What you are asked to do → Quote every line of the data below as it stands, omitting pictures.

Data lines →
════
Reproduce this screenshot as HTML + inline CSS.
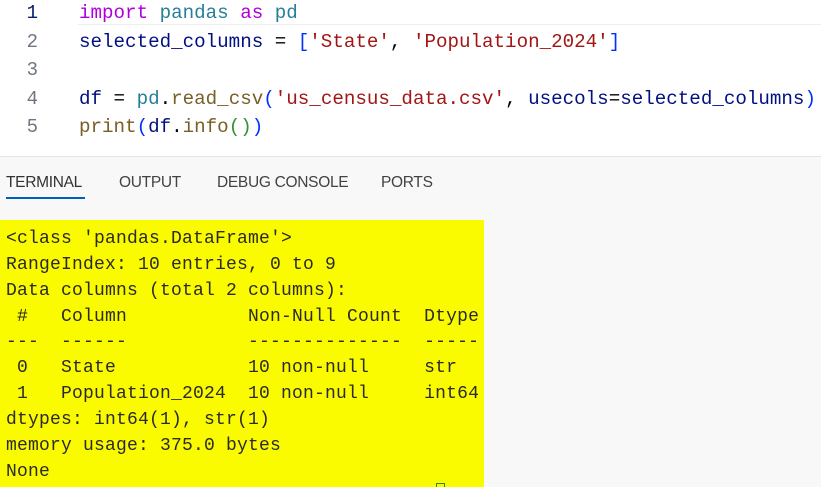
<!DOCTYPE html>
<html><head><meta charset="utf-8">
<style>
*{margin:0;padding:0;box-sizing:border-box}
body{width:821px;height:487px;overflow:hidden;background:#fff;position:relative;font-family:"Liberation Mono",monospace}
.ed{position:absolute;left:0;top:0;width:821px;height:156px;background:#fff}
.hl{position:absolute;left:78px;top:0;width:743px;height:25px;border-bottom:1px solid #eee;background:#fff}
.ln{position:absolute;left:0;width:50px;text-align:right;padding-right:12px;font-size:19px;color:#6e7681;}
.code{position:absolute;left:79px;font-size:19.2px;white-space:pre;color:#001080}
.k{color:#af00db}.m{color:#267f99}.s{color:#a31515}.f{color:#795e26}.b{color:#0431fa}.p{color:#319331}.d{color:#000}
.panel{position:absolute;left:0;top:156px;width:821px;height:331px;background:#f8f8f8;border-top:1px solid #e5e5e5}
.tab{position:absolute;top:17px;font-family:"Liberation Sans",sans-serif;font-size:15.5px;color:#424242;letter-spacing:-0.3px}
.ul{position:absolute;left:6px;top:40px;width:79px;height:2px;background:#005fb8}
.term{position:absolute;left:0;top:220px;width:484px;height:267px;background:#fbfb00}
.tl{position:absolute;left:6px;font-size:18px;letter-spacing:0.2px;white-space:pre;color:#2a2a2a}
</style></head><body>
<div class="ed">
<div class="hl"></div>
<div class="ln" style="top:2px;color:#0b216f">1</div>
<div class="ln" style="top:31px">2</div>
<div class="ln" style="top:59px">3</div>
<div class="ln" style="top:88px">4</div>
<div class="ln" style="top:116px">5</div>
<div class="code" style="top:2px"><span class="k">import</span> <span class="m">pandas</span> <span class="k">as</span> <span class="m">pd</span></div>
<div class="code" style="top:31px">selected_columns <span class="d">=</span> <span class="b">[</span><span class="s">'State'</span><span class="d">,</span> <span class="s">'Population_2024'</span><span class="b">]</span></div>
<div class="code" style="top:88px">df <span class="d">=</span> <span class="m">pd</span><span class="d">.</span><span class="f">read_csv</span><span class="b">(</span><span class="s">'us_census_data.csv'</span><span class="d">,</span> usecols<span class="d">=</span>selected_columns<span class="b">)</span></div>
<div class="code" style="top:116px"><span class="f">print</span><span class="b">(</span>df<span class="d">.</span><span class="f">info</span><span class="p">()</span><span class="b">)</span></div>
</div>
<div class="panel">
<div class="tab" style="left:6px;color:#333">TERMINAL</div>
<div class="tab" style="left:119px">OUTPUT</div>
<div class="tab" style="left:217px">DEBUG CONSOLE</div>
<div class="tab" style="left:381px">PORTS</div>
<div class="ul"></div>
</div>
<div class="term">
<div class="tl" style="top:9px">&lt;class 'pandas.DataFrame'&gt;</div>
<div class="tl" style="top:35px">RangeIndex: 10 entries, 0 to 9</div>
<div class="tl" style="top:61px">Data columns (total 2 columns):</div>
<div class="tl" style="top:87px"> #   Column           Non-Null Count  Dtype</div>
<div class="tl" style="top:112px">---  ------           --------------  -----</div>
<div class="tl" style="top:138px"> 0   State            10 non-null     str</div>
<div class="tl" style="top:164px"> 1   Population_2024  10 non-null     int64</div>
<div class="tl" style="top:190px">dtypes: int64(1), str(1)</div>
<div class="tl" style="top:216px">memory usage: 375.0 bytes</div>
<div class="tl" style="top:242px">None</div>
<div style="position:absolute;left:436px;top:263px;width:9px;height:4px;border:1px solid #2a8a2a;border-bottom:none"></div>
</div>
</body></html>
════
Task answer →
Reproduce this screenshot as HTML + inline CSS.
<!DOCTYPE html>
<html><head><meta charset="utf-8">
<style>
*{margin:0;padding:0;box-sizing:border-box}
body{width:821px;height:487px;overflow:hidden;background:#fff;position:relative;font-family:"Liberation Mono",monospace}
.ed{position:absolute;left:0;top:0;width:821px;height:156px;background:#fff}
.hl{position:absolute;left:78px;top:0;width:743px;height:25px;border-bottom:1px solid #eee;background:#fff}
.ln{position:absolute;left:0;width:50px;text-align:right;padding-right:12px;font-size:19px;color:#6e7681;}
.code{position:absolute;left:79px;font-size:19.2px;white-space:pre;color:#001080}
.k{color:#af00db}.m{color:#267f99}.s{color:#a31515}.f{color:#795e26}.b{color:#0431fa}.p{color:#319331}.d{color:#000}
.panel{position:absolute;left:0;top:156px;width:821px;height:331px;background:#f8f8f8;border-top:1px solid #e5e5e5}
.tab{position:absolute;top:17px;font-family:"Liberation Sans",sans-serif;font-size:15.5px;color:#424242;letter-spacing:-0.3px}
.ul{position:absolute;left:6px;top:40px;width:79px;height:2px;background:#005fb8}
.term{position:absolute;left:0;top:220px;width:484px;height:267px;background:#fbfb00}
.tl{position:absolute;left:6px;font-size:18px;letter-spacing:0.2px;white-space:pre;color:#2a2a2a}
</style></head><body>
<div class="ed">
<div class="hl"></div>
<div class="ln" style="top:2px;color:#0b216f">1</div>
<div class="ln" style="top:31px">2</div>
<div class="ln" style="top:59px">3</div>
<div class="ln" style="top:88px">4</div>
<div class="ln" style="top:116px">5</div>
<div class="code" style="top:2px"><span class="k">import</span> <span class="m">pandas</span> <span class="k">as</span> <span class="m">pd</span></div>
<div class="code" style="top:31px">selected_columns <span class="d">=</span> <span class="b">[</span><span class="s">'State'</span><span class="d">,</span> <span class="s">'Population_2024'</span><span class="b">]</span></div>
<div class="code" style="top:88px">df <span class="d">=</span> <span class="m">pd</span><span class="d">.</span><span class="f">read_csv</span><span class="b">(</span><span class="s">'us_census_data.csv'</span><span class="d">,</span> usecols<span class="d">=</span>selected_columns<span class="b">)</span></div>
<div class="code" style="top:116px"><span class="f">print</span><span class="b">(</span>df<span class="d">.</span><span class="f">info</span><span class="p">()</span><span class="b">)</span></div>
</div>
<div class="panel">
<div class="tab" style="left:6px;color:#333">TERMINAL</div>
<div class="tab" style="left:119px">OUTPUT</div>
<div class="tab" style="left:217px">DEBUG CONSOLE</div>
<div class="tab" style="left:381px">PORTS</div>
<div class="ul"></div>
</div>
<div class="term">
<div class="tl" style="top:9px">&lt;class 'pandas.DataFrame'&gt;</div>
<div class="tl" style="top:35px">RangeIndex: 10 entries, 0 to 9</div>
<div class="tl" style="top:61px">Data columns (total 2 columns):</div>
<div class="tl" style="top:87px"> #   Column           Non-Null Count  Dtype</div>
<div class="tl" style="top:112px">---  ------           --------------  -----</div>
<div class="tl" style="top:138px"> 0   State            10 non-null     str</div>
<div class="tl" style="top:164px"> 1   Population_2024  10 non-null     int64</div>
<div class="tl" style="top:190px">dtypes: int64(1), str(1)</div>
<div class="tl" style="top:216px">memory usage: 375.0 bytes</div>
<div class="tl" style="top:242px">None</div>
<div style="position:absolute;left:436px;top:263px;width:9px;height:4px;border:1px solid #2a8a2a;border-bottom:none"></div>
</div>
</body></html>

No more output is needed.